For us, what has been most important is that we not allow ourselves to be bound to a legalistic view of what “family devotions” should be. We let the Holy Spirit lead us and we always focus on the Bible alone. These are our only guidelines. We want to encourage in our children a love and respect for God’s Word, and we want them to know that they can and should turn to it for encouragement, guidance, and conviction—at all times! By being flexible in our family devotional time, I believe that our children will learn to listen to the Holy Spirit and trust in God for daily guidance through personal reading and application of the Word.

Edification, not entertainment

The family devotional time should be an adult-led time.
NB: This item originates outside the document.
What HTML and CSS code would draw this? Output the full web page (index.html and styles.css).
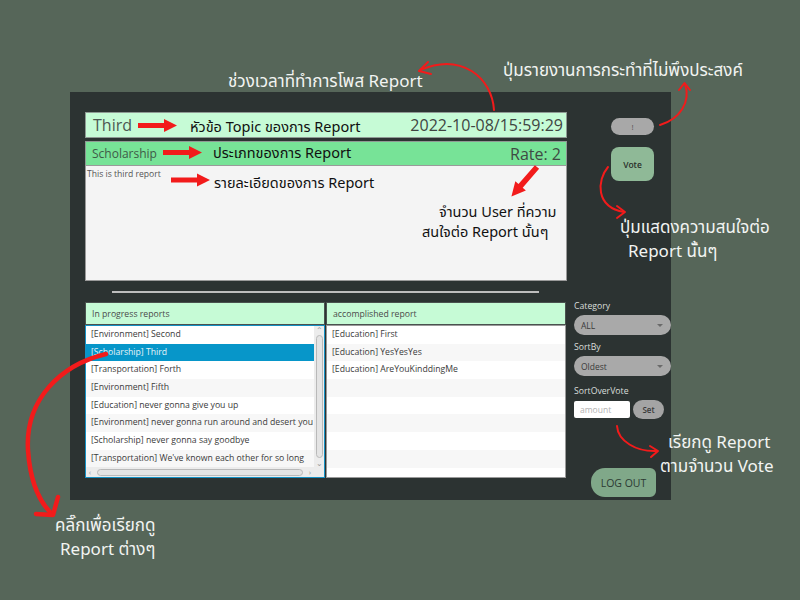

This helps children develop a reverence for God’s Word and understand its importance in their lives. While it should not go on so long as to be boring for the children (they do have short attention spans!), this is a good time to encourage them to be self-controlled and put their best effort into hearing and understanding the Word. Brief discussions, occasional questions directed at the children, and the like, will make the time interactive and interesting for the whole family.

Of course, I do try to read with inflection, occasionally take turns in the reading, or even act out different verses or stories (storms are lots of fun, and there are many opportunities for drama with the parables of Jesus and the well-known Old Testament stories of Noah’s Ark, Abraham’s almost-sacrifice of Isaac, Joshua and the battle of Jericho…the possibilities are endless!) Again, however, I do believe that the focus should be on the Word itself, and not on the entertainment value it can impart. There are plenty of other opportunities to integrate this element if you so desire, but nothing compares with teaching our children to hear, obey, and revere God’s Word as the foundation for our lives. The family devotional time is a great starting point to engender a lifelong love of the Bible.